### Exercise directions:
Write the data out again exactly, with no pictures.

### Data block:
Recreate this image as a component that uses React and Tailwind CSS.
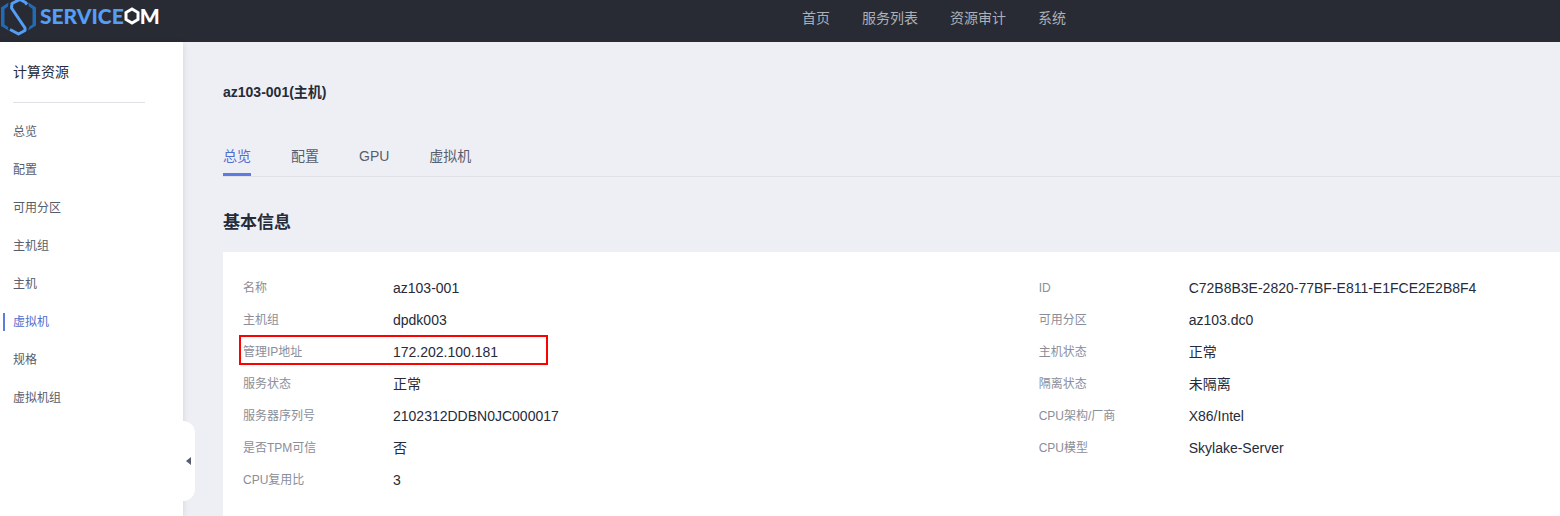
const navItems = ['首页', '服务列表', '资源审计', '系统'];

const menuItems = ['总览', '配置', '可用分区', '主机组', '主机', '虚拟机', '规格', '虚拟机组'];

const tabs = ['总览', '配置', 'GPU', '虚拟机'];

const leftInfo = [
  { label: '名称', value: 'az103-001' },
  { label: '主机组', value: 'dpdk003' },
  { label: '管理IP地址', value: '172.202.100.181', marked: true },
  { label: '服务状态', value: '正常' },
  { label: '服务器序列号', value: '2102312DDBN0JC000017' },
  { label: '是否TPM可信', value: '否' },
  { label: 'CPU复用比', value: '3' },
];

const rightInfo = [
  { label: 'ID', value: 'C72B8B3E-2820-77BF-E811-E1FCE2E2B8F4' },
  { label: '可用分区', value: 'az103.dc0' },
  { label: '主机状态', value: '正常' },
  { label: '隔离状态', value: '未隔离' },
  { label: 'CPU架构/厂商', value: 'X86/Intel' },
  { label: 'CPU模型', value: 'Skylake-Server' },
];

const Logo = () => (
  <a href="#" aria-label="ServiceOM" className="flex items-start">
    <svg width="36" height="37" viewBox="0 0 36 37" fill="none" className="shrink-0">
      <path d="M8.5 2.5L8 6.5L4.5 9V24.5L8 27L8.5 30.5L1 26V7.5Z" fill="#2469b3" />
      <path d="M28.5 2.5L36 7.5V25.5L28 30.5L29.5 26.5L32.5 24.5V9L28.5 6Z" fill="#2469b3" />
      <path d="M27 4.5L25.5 2.5L20 -0.5L12 3.5L11.5 8L25 28V30.5L18.5 34L10 29.5" stroke="#549ef7" strokeWidth="3" strokeLinejoin="round" />
    </svg>
    <span className="ml-1 flex items-center font-[Lato] text-[21px] leading-8 font-black text-[#549ef7]">
      SERVICE
      <svg width="16" height="18" viewBox="0 0 16 18" fill="none" className="shrink-0">
        <path d="M8 2L14 5.5V12.5L8 16L2 12.5V5.5Z" stroke="#fff" strokeWidth="3" />
      </svg>
      <span className="text-white">M</span>
    </span>
  </a>
);

const InfoList = ({ items }) => (
  <dl>
    {items.map((item) => (
      <div key={item.label} className="relative flex h-8 items-center">
        <dt className="w-[150px] shrink-0 text-xs text-[#8a8e99]">{item.label}</dt>
        <dd className="text-sm text-[#252b3a]">{item.value}</dd>
        {item.marked && <span className="absolute -left-1 -top-px h-[30px] w-[309px] border-2 border-[#ff0000]" />}
      </div>
    ))}
  </dl>
);

const App = () => {
  return (
    <div className="flex min-h-screen flex-col overflow-hidden bg-[#eeeff5] font-['Liberation_Sans','Noto_Sans_CJK_SC',sans-serif]">
      {/* Top bar */}
      <header className="flex h-[42px] items-start bg-[#282b33]">
        <div className="flex-1">
          <Logo />
        </div>
        <nav className="flex h-9 w-[758px] items-center gap-8 text-sm text-[#adb0b8]">
          {navItems.map((item) => (
            <a key={item} href="#">{item}</a>
          ))}
        </nav>
      </header>

      <div className="flex flex-1">
        {/* Side menu */}
        <aside className="relative w-[183px] shrink-0 bg-white shadow-[0_2px_6px_rgba(0,0,0,0.12)]">
          <h2 className="mx-[13px] mr-[38px] flex h-[61px] items-center border-b border-[#dfe1e6] text-sm text-[#252b3a]">计算资源</h2>
          <ul className="mt-[10px] text-xs text-[#575d6c]">
            {menuItems.map((item) => (
              <li key={item} className="flex h-[38px] items-center pl-[3px]">
                <a
                  href="#"
                  className={item === '虚拟机' ? 'border-l-2 border-[#5e7ce0] pl-2 leading-[18px] text-[#526ecc]' : 'border-l-2 border-transparent pl-2 leading-[18px]'}
                >
                  {item}
                </a>
              </li>
            ))}
          </ul>
          <button aria-label="收起" className="absolute -right-3 top-[379px] flex h-20 w-3 items-center rounded-r-xl bg-white pl-[3px]">
            <svg width="6" height="8" viewBox="0 0 6 8">
              <path d="M0 4L5 0V8Z" fill="#575d6c" />
            </svg>
          </button>
        </aside>

        {/* Host details */}
        <main className="flex min-w-0 flex-1 flex-col pl-10">
          <h1 className="mt-10 text-sm font-bold text-[#252b3a]">az103-001(主机)</h1>

          <div role="tablist" className="mt-10 flex gap-10 border-b border-[#dfe1e6] text-sm text-[#575d6c]">
            {tabs.map((tab, i) => (
              <button
                key={tab}
                role="tab"
                aria-selected={i === 0}
                className={i === 0 ? 'h-[34px] border-b-3 border-[#5e7ce0] pb-1 text-[#526ecc]' : 'h-[34px] border-b-3 border-transparent pb-1'}
              >
                {tab}
              </button>
            ))}
          </div>

          <h2 className="mt-8 text-[17px] leading-7 font-bold text-[#252b3a]">基本信息</h2>
          <section className="mt-[15px] grid flex-1 grid-cols-[29fr_19fr] content-start bg-white pt-5 pb-5 pl-5">
            <InfoList items={leftInfo} />
            <InfoList items={rightInfo} />
          </section>
        </main>
      </div>
    </div>
  );
};

export default App;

### Result:
Recreate this image as a component that uses React and Tailwind CSS.
const navItems = ['首页', '服务列表', '资源审计', '系统'];

const menuItems = ['总览', '配置', '可用分区', '主机组', '主机', '虚拟机', '规格', '虚拟机组'];

const tabs = ['总览', '配置', 'GPU', '虚拟机'];

const leftInfo = [
  { label: '名称', value: 'az103-001' },
  { label: '主机组', value: 'dpdk003' },
  { label: '管理IP地址', value: '172.202.100.181', marked: true },
  { label: '服务状态', value: '正常' },
  { label: '服务器序列号', value: '2102312DDBN0JC000017' },
  { label: '是否TPM可信', value: '否' },
  { label: 'CPU复用比', value: '3' },
];

const rightInfo = [
  { label: 'ID', value: 'C72B8B3E-2820-77BF-E811-E1FCE2E2B8F4' },
  { label: '可用分区', value: 'az103.dc0' },
  { label: '主机状态', value: '正常' },
  { label: '隔离状态', value: '未隔离' },
  { label: 'CPU架构/厂商', value: 'X86/Intel' },
  { label: 'CPU模型', value: 'Skylake-Server' },
];

const Logo = () => (
  <a href="#" aria-label="ServiceOM" className="flex items-start">
    <svg width="36" height="37" viewBox="0 0 36 37" fill="none" className="shrink-0">
      <path d="M8.5 2.5L8 6.5L4.5 9V24.5L8 27L8.5 30.5L1 26V7.5Z" fill="#2469b3" />
      <path d="M28.5 2.5L36 7.5V25.5L28 30.5L29.5 26.5L32.5 24.5V9L28.5 6Z" fill="#2469b3" />
      <path d="M27 4.5L25.5 2.5L20 -0.5L12 3.5L11.5 8L25 28V30.5L18.5 34L10 29.5" stroke="#549ef7" strokeWidth="3" strokeLinejoin="round" />
    </svg>
    <span className="ml-1 flex items-center font-[Lato] text-[21px] leading-8 font-black text-[#549ef7]">
      SERVICE
      <svg width="16" height="18" viewBox="0 0 16 18" fill="none" className="shrink-0">
        <path d="M8 2L14 5.5V12.5L8 16L2 12.5V5.5Z" stroke="#fff" strokeWidth="3" />
      </svg>
      <span className="text-white">M</span>
    </span>
  </a>
);

const InfoList = ({ items }) => (
  <dl>
    {items.map((item) => (
      <div key={item.label} className="relative flex h-8 items-center">
        <dt className="w-[150px] shrink-0 text-xs text-[#8a8e99]">{item.label}</dt>
        <dd className="text-sm text-[#252b3a]">{item.value}</dd>
        {item.marked && <span className="absolute -left-1 -top-px h-[30px] w-[309px] border-2 border-[#ff0000]" />}
      </div>
    ))}
  </dl>
);

const App = () => {
  return (
    <div className="flex min-h-screen flex-col overflow-hidden bg-[#eeeff5] font-['Liberation_Sans','Noto_Sans_CJK_SC',sans-serif]">
      {/* Top bar */}
      <header className="flex h-[42px] items-start bg-[#282b33]">
        <div className="flex-1">
          <Logo />
        </div>
        <nav className="flex h-9 w-[758px] items-center gap-8 text-sm text-[#adb0b8]">
          {navItems.map((item) => (
            <a key={item} href="#">{item}</a>
          ))}
        </nav>
      </header>

      <div className="flex flex-1">
        {/* Side menu */}
        <aside className="relative w-[183px] shrink-0 bg-white shadow-[0_2px_6px_rgba(0,0,0,0.12)]">
          <h2 className="mx-[13px] mr-[38px] flex h-[61px] items-center border-b border-[#dfe1e6] text-sm text-[#252b3a]">计算资源</h2>
          <ul className="mt-[10px] text-xs text-[#575d6c]">
            {menuItems.map((item) => (
              <li key={item} className="flex h-[38px] items-center pl-[3px]">
                <a
                  href="#"
                  className={item === '虚拟机' ? 'border-l-2 border-[#5e7ce0] pl-2 leading-[18px] text-[#526ecc]' : 'border-l-2 border-transparent pl-2 leading-[18px]'}
                >
                  {item}
                </a>
              </li>
            ))}
          </ul>
          <button aria-label="收起" className="absolute -right-3 top-[379px] flex h-20 w-3 items-center rounded-r-xl bg-white pl-[3px]">
            <svg width="6" height="8" viewBox="0 0 6 8">
              <path d="M0 4L5 0V8Z" fill="#575d6c" />
            </svg>
          </button>
        </aside>

        {/* Host details */}
        <main className="flex min-w-0 flex-1 flex-col pl-10">
          <h1 className="mt-10 text-sm font-bold text-[#252b3a]">az103-001(主机)</h1>

          <div role="tablist" className="mt-10 flex gap-10 border-b border-[#dfe1e6] text-sm text-[#575d6c]">
            {tabs.map((tab, i) => (
              <button
                key={tab}
                role="tab"
                aria-selected={i === 0}
                className={i === 0 ? 'h-[34px] border-b-3 border-[#5e7ce0] pb-1 text-[#526ecc]' : 'h-[34px] border-b-3 border-transparent pb-1'}
              >
                {tab}
              </button>
            ))}
          </div>

          <h2 className="mt-8 text-[17px] leading-7 font-bold text-[#252b3a]">基本信息</h2>
          <section className="mt-[15px] grid flex-1 grid-cols-[29fr_19fr] content-start bg-white pt-5 pb-5 pl-5">
            <InfoList items={leftInfo} />
            <InfoList items={rightInfo} />
          </section>
        </main>
      </div>
    </div>
  );
};

export default App;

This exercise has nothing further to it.